Morrison’s opposition to intervention helped prompt the neo-orthodox theologian Reinhold Niebuhr to found a new Protestant magazine in 1941. In the pages of Christianity and Crisis, he and other contributors articulated a Christian case against a neutrality predicated on either national self-interest or religious idealism. For example, in an early issue (June 16, 1941) he attacked the America First Committee — and the Christian pacifists who gave it moral cover:
One of the main planks in the “America First” platform is that we must rely purely upon our own resources…. We know of no religion which throws any light upon such strategic questions.

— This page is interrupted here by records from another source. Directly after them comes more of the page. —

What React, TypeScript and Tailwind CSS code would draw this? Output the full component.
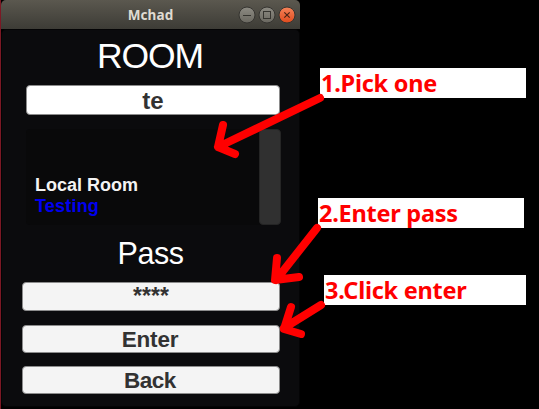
import React from "react";

const sans = "font-['Liberation_Sans',Arial,sans-serif]";
const humanist = "font-['Noto_Sans','Open_Sans',sans-serif]";
const field =
  "flex items-center justify-center rounded-[4px] border border-[#8c8c8c] font-bold text-[#323232] leading-none whitespace-nowrap";

function WindowButton({ kind }: { kind: "min" | "max" | "close" }) {
  const close = kind === "close";
  return (
    <svg width="18" height="18" viewBox="0 0 18 18" className="block">
      <defs>
        <linearGradient id={"fill-" + kind} x1="0" y1="0" x2="0" y2="1">
          <stop offset="0" stopColor={close ? "#f5845a" : "#8d8b83"} />
          <stop offset="1" stopColor={close ? "#df4a1c" : "#69675f"} />
        </linearGradient>
      </defs>
      <circle cx="9" cy="9" r="8" fill={`url(#fill-${kind})`} stroke="#353430" strokeWidth="1" />
      {kind === "min" && <path d="M5 9.5H13" stroke="#35342f" />}
      {kind === "max" && <rect x="5.5" y="5.5" width="7" height="7" fill="none" stroke="#35342f" />}
      {close && <path d="M6.3 6.3L11.7 11.7M11.7 6.3L6.3 11.7" stroke="#4a2415" strokeWidth="1.2" />}
    </svg>
  );
}

function Note({ children, className }: { children: React.ReactNode; className: string }) {
  return (
    <div className={`h-[30px] bg-white text-[#ff0000] font-bold text-[23.5px] leading-[31px] tracking-[-0.25px] whitespace-nowrap ${humanist} ${className}`}>
      {children}
    </div>
  );
}

export default function App() {
  return (
    <div className={`relative flex h-[409px] w-[539px] overflow-hidden bg-black ${sans}`}>
      <div className="h-[409px] w-px bg-[#7c1824]" />
      <main className="flex h-[409px] w-[299px] flex-col">
        <header className="grid h-[29px] grid-cols-[1fr_auto_1fr] items-center rounded-t-[5px] bg-gradient-to-b from-[#5b584f] to-[#3d3c36] pr-1">
          <span />
          <h1 className={`pl-[4px] text-[13.5px] font-bold leading-[28px] text-[#dfdbd2] tracking-[0.1px] ${humanist}`}>Mchad</h1>
          <div className="flex justify-end gap-[2px]">
            <WindowButton kind="min" />
            <WindowButton kind="max" />
            <WindowButton kind="close" />
          </div>
        </header>
        <section className="flex h-[378px] flex-col rounded-[5px] border border-[#040405] bg-[#0b0b0d] pl-5 pr-[19px]">
          <h2 className="mt-[5px] h-[40px] pr-[2px] text-center text-[35.5px] leading-[42px] text-white tracking-[-1.1px]">ROOM</h2>
          <div className={`ml-1 mt-[10px] h-[30px] bg-white pt-[2px] text-[24px] ${field}`}>te</div>
          <div className="-mr-px ml-1 mt-[14px] flex h-[96px] justify-between rounded-[4px] bg-[#09090a]">
            <ul className="pl-[9px] pt-[46px] text-[18px] font-bold leading-[21px]">
              <li className="text-[#f3f3f3]">Local Room</li>
              <li className="text-[#0000f0] tracking-[0.2px]">Testing</li>
            </ul>
            <div className="w-[22px] rounded-[4px] border border-[#252525] bg-[#303030]" />
          </div>
          <h2 className="mt-[11px] h-[34px] pr-px text-center text-[30.5px] leading-[34px] text-white tracking-[-0.5px]">Pass</h2>
          <div className={`mt-[12px] h-[29px] bg-[#f4f4f4] text-[23px] ${field}`}>****</div>
          <button className={`mt-[14px] h-[28px] bg-[#f4f4f4] pr-[2px] pt-[2px] text-[22.5px] tracking-[-0.2px] ${field}`}>Enter</button>
          <button className={`mt-[13px] h-[28px] bg-[#f4f4f4] pr-[2px] pt-[2px] text-[22.5px] tracking-[-0.5px] ${field}`}>Back</button>
        </section>
      </main>
      <aside className="flex w-[239px] flex-col pt-[68px]">
        <Note className="ml-5 w-[206px] pl-[1px]">1.Pick one</Note>
        <Note className="ml-[18px] mt-[100px] w-[206px] pl-[1px]">2.Enter pass</Note>
        <Note className="ml-6 mt-[47px] w-[202px] pl-[1px]">3.Click enter</Note>
      </aside>
      <svg className="pointer-events-none absolute inset-0" width="539" height="409" viewBox="0 0 539 409" fill="none" stroke="#ff0000" strokeWidth="8" strokeLinecap="round" strokeLinejoin="round">
        <path d="M320 98L218 147M223 125L218 147L235 154" />
        <path d="M317 228L276 280M277 258L275 280L299 277" />
        <path d="M321 305L284 328M291 307L284 329L301 334" />
      </svg>
    </div>
  );
}
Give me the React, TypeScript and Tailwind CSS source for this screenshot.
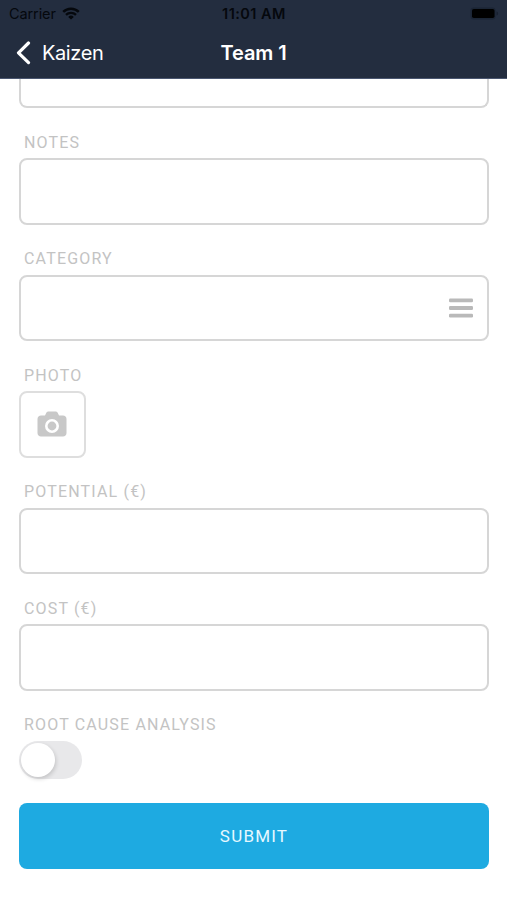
import { ReactNode, useState } from 'react'

interface IField {
  label: string
  children: ReactNode
}

const inputClass =
  'block h-[66.5px] w-full rounded-lg border-2 border-[#d6d6d6] bg-white px-4 text-base text-gray-700 outline-none'

const IconWifi = () => (
  <svg viewBox="0 0 18 13" className="h-[13px] w-[18px]" fill="none">
    <path d="M1.2 4.9a11.2 11.2 0 0 1 15.6 0" stroke="#05080d" strokeWidth="2.5" />
    <path d="M4 7.9a7.1 7.1 0 0 1 10 0" stroke="#05080d" strokeWidth="2.3" />
    <path d="M9 12.6 6.2 9.9a4 4 0 0 1 5.6 0z" fill="#05080d" />
  </svg>
)

const IconBattery = () => (
  <svg viewBox="0 0 29 13" className="h-[13px] w-[29px]">
    <rect x="0.5" y="0.5" width="25" height="12" rx="3" fill="#1b2535" />
    <rect x="2" y="2" width="22.5" height="9" rx="1.8" fill="#000" />
    <path d="M26.5 4.5v4c1-.3 1.6-1 1.6-2s-.6-1.7-1.6-2z" fill="#182130" />
  </svg>
)

const IconBack = () => (
  <svg viewBox="0 0 15 24" className="h-6 w-[15px]" fill="none">
    <path
      d="M12.5 2l-10 9.8 10 9.8"
      stroke="#fff"
      strokeWidth="3.2"
      strokeLinecap="round"
      strokeLinejoin="round"
    />
  </svg>
)

const IconMenu = () => (
  <svg viewBox="0 0 24 20" className="h-5 w-6" fill="#b9b9b9">
    <rect y="0.5" width="24" height="3.8" rx="1.2" />
    <rect y="8.1" width="24" height="3.8" rx="1.2" />
    <rect y="15.7" width="24" height="3.8" rx="1.2" />
  </svg>
)

const IconCamera = () => (
  <svg viewBox="0 0 30 26" className="mb-0.5 h-[26px] w-[30px]">
    <path
      d="M4 4.5h4l1.2-2.5C9.7 1 10.4.5 11.5.5h7c1.1 0 1.8.5 2.3 1.5L22 4.5h4c2 0 3.500 1.400 3.500 3.500v14c0 2.100-1.500 3.500-3.500 3.500H4C2 25.500.5 24.100.5 22V8c0-2.100 1.500-3.500 3.500-3.500z"
      fill="#c8c8c8"
    />
    <circle cx="15" cy="15" r="5.7" fill="#c8c8c8" stroke="#fff" strokeWidth="2.6" />
  </svg>
)

const Field = ({ label, children }: IField) => (
  <div className="pt-[24.4px]">
    <p className="mb-[5.6px] pl-[5px] text-base leading-5 tracking-[1.17px] text-[#c3c3c3]">
      {label}
    </p>
    {children}
  </div>
)

const App = () => {
  const [isRootCause, setIsRootCause] = useState(false)

  return (
    <div className="h-[900px] w-full overflow-hidden bg-white font-['Roboto',sans-serif]">
      <header className="h-[79px] border-b border-[#4a5670] bg-[#232d3f] font-['Inter',sans-serif]">
        <div className="grid h-[27px] grid-cols-3 items-center pl-[9px] pr-[8px] text-[#05080d]">
          <div className="flex items-center gap-1.5">
            <span className="text-[14.5px] tracking-[-0.1px]">Carrier</span>
            <IconWifi />
          </div>
          <span className="text-center text-[14.5px] font-semibold tracking-[0.45px]">
            11:01 AM
          </span>
          <div className="flex justify-end">
            <IconBattery />
          </div>
        </div>
        <div className="grid h-[51px] grid-cols-3 items-center px-4 text-white">
          <button type="button" className="flex items-center gap-[11px]">
            <IconBack />
            <span className="text-[20px] tracking-[-0.4px]">Kaizen</span>
          </button>
          <h1 className="text-center text-[20px] font-semibold tracking-[-0.1px]">
            Team 1
          </h1>
        </div>
      </header>

      <main className="pl-[19px] pr-[18px]">
        <div className="h-[29.4px] rounded-b-lg border-2 border-t-0 border-[#d6d6d6]" />
        <Field label="NOTES">
          <input type="text" className={inputClass} />
        </Field>
        <Field label="CATEGORY">
          <button
            type="button"
            className="flex h-[66.5px] w-full items-center justify-end rounded-lg border-2 border-[#d6d6d6] pr-3.5"
          >
            <IconMenu />
          </button>
        </Field>
        <Field label="PHOTO">
          <button
            type="button"
            className="flex size-[66.5px] items-center justify-center rounded-lg border-2 border-[#dedede]"
          >
            <IconCamera />
          </button>
        </Field>
        <Field label="POTENTIAL (€)">
          <input type="text" className={inputClass} />
        </Field>
        <Field label="COST (€)">
          <input type="text" className={inputClass} />
        </Field>
        <Field label="ROOT CAUSE ANALYSIS">
          <button
            type="button"
            role="switch"
            aria-checked={isRootCause}
            onClick={() => setIsRootCause(!isRootCause)}
            className={`flex h-[38px] w-[63px] items-center rounded-full px-0.5 ${
              isRootCause ? 'justify-end bg-[#1eaae1]' : 'bg-[#e8e8ea]'
            }`}
          >
            <span className="size-[34px] rounded-full bg-white shadow-[1px_2px_4px_rgba(0,0,0,0.16)]" />
          </button>
        </Field>
        <button
          type="submit"
          className="mt-[24.7px] h-[66px] w-full rounded-lg bg-[#1eaae1] text-[17px] tracking-[1.2px] text-[#e6f8ff]"
        >
          SUBMIT
        </button>
      </main>
    </div>
  )
}

export default App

In so far as there are moral implications in this problem of strategy we should have thought that a policy which emphasizes that we are “members of one another” would be a little nearer to a gospel ethic than one which rests upon American pride….
A religious perfectionism which shuns the realities of politics in one moment and embraces the sorriest political relativities in the next is the natural fruit of decades of sentimentality in which religious absolutes were regarded as easily achieved goals of political justice…
It is necessary for us who do not agree with this program not only to express our opinion that it represents bad politics, but also that it is derived from bad religion. The political confusions in it arise from religious illusions. This is the final fruit of a theological movement which thinks that the Kingdom of God is a simple extension of human history and that men may progress from the one to the other at any time if they have become sufficiently courageous, pure and self-less. All such illusions finally end in disaster. Communist utopianism ends in the sorry realities of Stalinism and this liberal-Christian utopianism ends by giving the dubious politics of “America First” the sanctity of the Sermon on the Mount.